“Rado” Danilak has over 25 years of industry experience and over 100 patents designing state-of-the-art processing systems.
Depending on whom you consult here at Forbes, Moore’s Law is either over (a polite way of saying “dead”), no longer holding up or alive and well (if you believe the company and its founder who invented the concept).
The principle, which assured us that processor performance will double every two years or so, drove the development of semiconductors for decades. But now, innovation at U.S. companies that once dominated the chip market has slowed, investment capital has shrunk and manufacturing costs have increased — a frightening state of affairs, frankly, for any industry or company that depends on a computer. Nvidia CEO Jen-Hsun Huang recently declared Moore’s Law is dead, and a 2016 article from MIT Technology Review came to the same conclusion. Now What?
The impact of this plateau in performance will certainly be felt in areas like mobile devices, IoT, machine learning and artificial intelligence. More troubling is the impact on hyperscale data centers with massive aggregated compute power that manage cloud-based consumer and commercial products and services.
Most troubling of all is the impact on advanced research done via supercomputing (i.e., high-performance, high-density data processing) that drives progress in genomics, energy, national security, weather forecasting and modeling and big data analytics.
The forward march of progress and the health of the economy rely on continued improvement in semiconductors. I won’t bore you on why nanometer-size microelectronics are reaching their technological limits (let’s just say, “because physics”). It’s become too hard to make those already small circuits any smaller. As transistors shrank they become faster, but the wires now became thinner and slower. The solution is to address the problem from the first principle that will help solve the wire slow-down problem. This problem can be fixed by introducing a wire centric computational mechanism in a way where existing applications do not need to be rewritten.

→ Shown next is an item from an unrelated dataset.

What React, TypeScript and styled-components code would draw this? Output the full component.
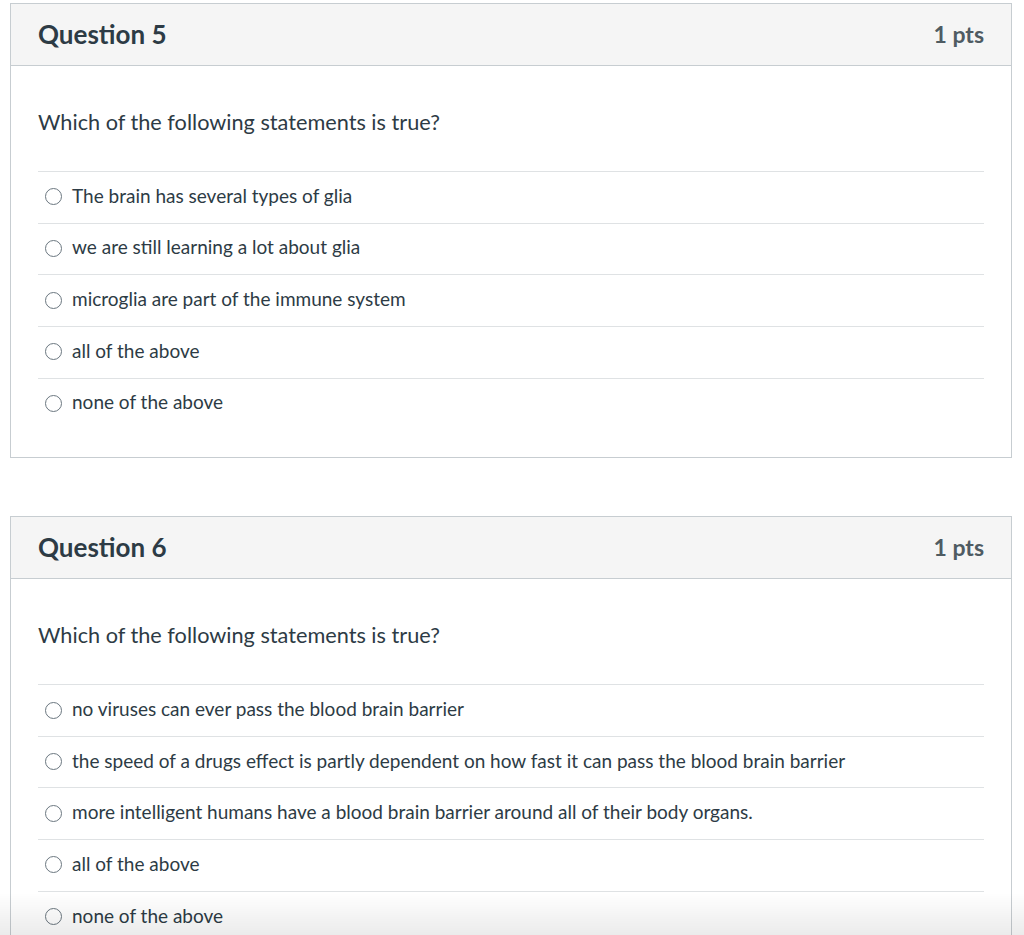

The problem of device physics is, however, a solvable one, and that’s the silver lining to the death of Moore’s Law. The industry’s performance plateau creates a market space and opportunity for new ways of thinking, new designs and new inventions. We need radical, not incremental, change. We cannot afford to be bound by the dogma that has dictated traditional Silicon Valley product development (this dogma, by the way, is why the alternatives we’ve been promised are far behind schedule).
Nearly 20 years ago, the auto industry pulled the plug on the first commercially available electric car, and today, well-heeled, green-leaning drivers are standing in line to buy electric cars from Tesla. It’s more than a business fable — it illustrates how a disruptive invention (i.e., a new way of thinking) can challenge a massive industry.
When it comes to using specialized processor systems such as TPUs and GPUs to save energy, we face headwinds from the growing non-recurring cost of designing chips that must be amortized against increasingly higher sales volume to maintain economic viability. A TPU or GPU can only run a small percentage of applications (algorithms) more efficiently than a CPU. In any computer architecture, it takes a lot more energy to fetch and schedule an instruction than it does to execute that instruction. A GPU has better efficiency than a more general CPU only if it’s mindlessly executing the same instruction on a larger set of data. For example, a CPU fetches an instruction and then executes that instruction (operation) on a piece of data. A GPU fetches an instruction and then mindlessly executes that same instruction on 32 pieces of data.